The measure was sought as part of an ongoing review into security arrangements and not because of any specific threat or intelligence, Scotland Yard said, adding that the measure would “further enhance the security at what is an iconic location and keep the community living nearby safe”.
A memo from the Civil Aviation Authority (CAA), seen by The Independent, states that transport secretary Grant Shapps “has decided that it is necessary in the public interest to restrict flying” in the vicinity, “having regard for the significance of the security considerations associated with this location”.
The ban will come into effect on 27 January, the CAA said.
Aviation noise from nearby Heathrow is a well-known gripe in the area surrounding Windsor Castle, which the Queen herself referenced in a radio broadcast in 2017.
“I would echo the sentiments of Queen Victoria who, 150 years ago, wrote of this dear lovely garden where all is peace and you only hear the hum of bees, the singing of the birds,” the monarch said of the garden at nearby Frogmore House, in a pre-recorded segment for BBC Radio 4.
“These days there is more noise from the air than in 1867, but Frogmore remains a wonderfully relaxing environment.”
But it appears the decision will give the royals only limited respite, as the new flying restrictions will not apply to any aircraft travelling to or from Heathrow under the control of relevant air traffic authorities, according to the CAA.
Nor will the ban apply to Royal Air Force aircrafts at nearby RAF Northolt, or those used by royal family members or the emergency services.
Having served as a royal residence for nine centuries, Queen Elizabeth II uses the castle as both a private home and as an official residence at which to perform certain formal duties.
While she typically visits the castle at weekends, the Queen also spends a month on the estate at Easter each year, during which time she hosts occasional “dine and sleeps” events for guests, including politicians and public figures.
Mr Shapps’ decision to sign off on the no-fly zone was made public by the CAA on 16 December.
Plans for the no-fly zone is not linked to a security alert on Christmas Day last year, when a 19-year-old man allegedly carrying a crossbow was arrested at the castle.
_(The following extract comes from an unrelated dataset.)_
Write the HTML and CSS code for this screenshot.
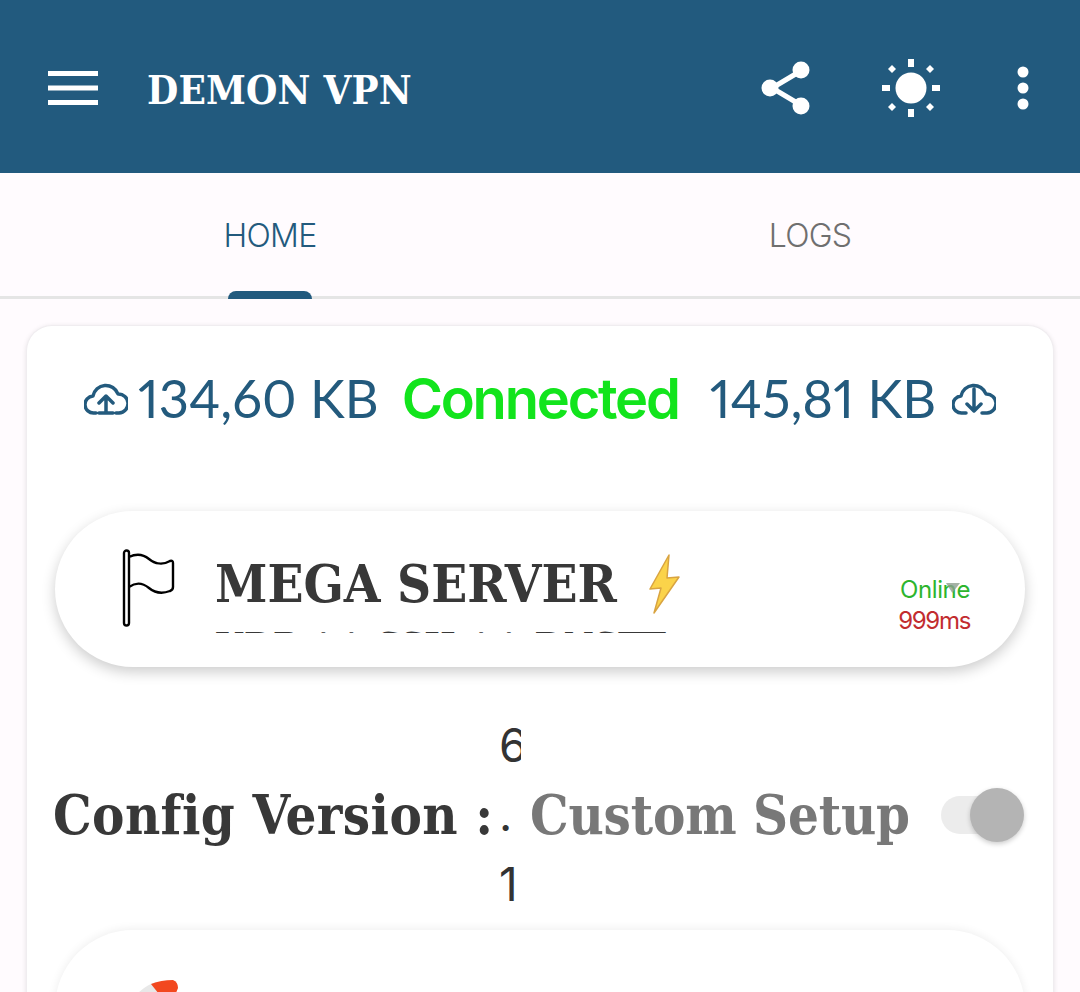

He has been sectioned under the Mental Health Act, police said.
Officers are also reviewing footage appearing to show a masked and hooded figure holding a crossbow and saying in a distorted voice that they wanted to “assassinate the Queen” in a “revenge” mission, reportedly citing the Amritsar massacre in 1919 – regarded as one of the worst atrocities carried out by the British empire.
While a review of crossbow laws had already been ordered earlier last year, Home Office officials have been instructed to “incorporate any lessons” from the arrest, The Telegraph reported.
In a statement regarding the application for a no-fly zone, Scotland Yard – which is responsible for policing within “the footprint of” Windsor Castle – said that it was working closely with Thames Valley Police to ensure the castle and the surrounding areas are kept safe and secure.
“As part of our ongoing review of security arrangements at Windsor Castle, and working in partnership with Thames Valley Police, we applied for a restricted airspace order for up to 2,500ft at a radius of 1.5 nautical miles around Windsor Castle,” the Met said.
“This was not brought about in response to any specific threat or intelligence, but was intended to further enhance the security at what is an iconic location and keep the community living nearby safe.”